American lawyer and politician (1873–1950)

Jewel Preston Lightfoot (January 21, 1873 – July 14, 1950) was an American lawyer and politician. He was the Texas Attorney General from 1910 to 1912.

== Biography ==
Lightfoot was born on January 21, 1873, in Columbia County, Arkansas, the son of Elijah Ward Lightfoot and Lucy Adele (née Reynolds) Lightfoot. His family returned to their home, Pittsburg, Texas, the same year of his birth. Educated at public schools, he graduated from Jeff Davis College, in Pittsburg, in 1890. He worked the night shift as a railroad telegraphist in Abilene and Mineola, among other places. He read law in the mean time, subsequently being admitted to the bar.

In 1898, Lightfoot was elected district attorney of Camp County, serving three terms. From 1905 to 1910, he served as assistant Texas Attorney General, under Robert V. Davidson, as which he led the prosecution in the Waters-Pierce Case. He served as Attorney General from January 1, 1910, until his resignation in 1912, having been appointed by Governor Thomas Mitchell Campbell. He was succeeded by his assistant, James D. Walthall.

After resigning, Lightfoot returned to practicing law, in Austin. From 1918 to 1926, he represented Wilson & Co., a Chicago meat-packing company. He then moved to Fort Worth and became a member of the law firm Lightfoot, Robertson, Saunders, & Gano.
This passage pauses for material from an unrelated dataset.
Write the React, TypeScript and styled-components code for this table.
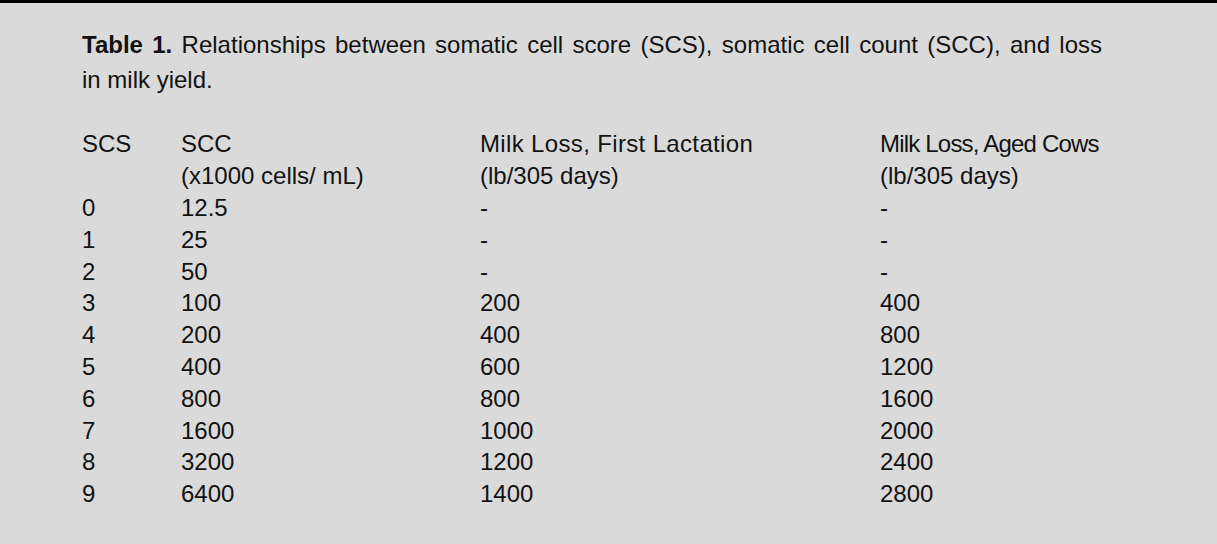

On September 15, 1896, Lightfoot married Fredonia Baudouin, with whom he had five children. He was a Freemason – having written several books on Masonic law – as well as a member of the Knights Templar. He died on July 14, 1950, aged 77, in Fort Worth, and was buried on July 16, at the Texas State Cemetery, in Austin. A collection of his papers was compiled and published by Westphalia Press.